Sunday, 8 May 2011
Brighton & Hove: will Britain’s first Green council fail to increase cycling?
Cycling infrastructure at the main entrance to the University of Sussex. Photo: Adam Pride.
(Below) Installing a bicycle counter by a cycle lane on a dangerous high-speed road which has ample space for a segregated cycle path. The Lewes Road. Photo: Jim Rennie.
The Green Party has won the most votes on Brighton and Hove council (23 to the Conservatives 18 and Labour’s 13). There’s no overall control but the Greens will run the council.
It is very difficult to find out what the local modal share is for cycling – always a bit of a giveaway for a failed cycling zone – although according to this 2006 piece Brighton has less than 3% cycling modal share.
Brighton and Hove Council boasts a 27% increase in cycling in 2006-2008, but this sounds suspiciously like the kind of spin Transport for London is so good at - boast about increases in cycling numbers on cherry picked main commuter routes but say nothing about overall modal share or the slump in cycling among children and other groups. A good 'cycling city' should be able to supply reliable annual modal share statistics both for commuter and general cycling, but such statistics are almost impossible to come by, because they expose the failure and the stagnation which lie beneath the frothy PR.
As a Cycling Town, the city council is dedicated to promoting healthy and environmentally friendly travel. There are cycle lanes across the city, including along the seafront, Grand Avenue and The Drive, Hove to Hangleton, and Lewes Road.
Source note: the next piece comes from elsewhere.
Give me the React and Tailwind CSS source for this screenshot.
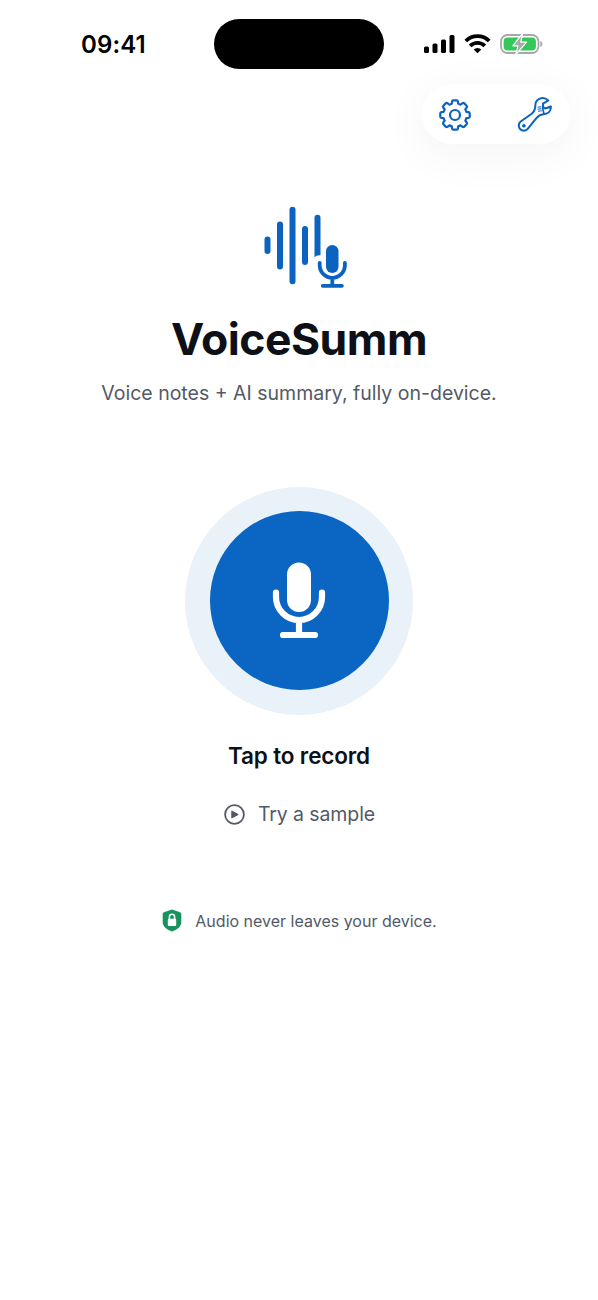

Many are part of the national and regional cycle route network.
Our north-south cycle freeway provides a link between the Downs, from the Dyke Railway Trail in Hangleton to the seafront via Hove station. The southern section along Grand Avenue and The Drive is a segregated, motor-vehicle free, European-style cycle freeway.
The Green Party and the local cycling group successfully prevented the now-ousted Conservative council from getting rid of this cycle path (which sounds like a good path, though it does seem to have problems).
Jim Hardy needs to tell us more about Brighton. On the face of it he seems partly underwhelmed.
I have my doubts about the Green Party. Until Friday their biggest power base was Norwich, which is a totally car-centric city with a risible modal share for cycling and streets which are deeply hostile to cycling and walking. Norwich council consists of 16 Labour, 14 Green, 5 Liberal Democrat and 4 Conservative councillors. The Greens ought to be able to exert influence in a scenario like that, but of course you have to have a vision of what’s wrong and how it can be put right.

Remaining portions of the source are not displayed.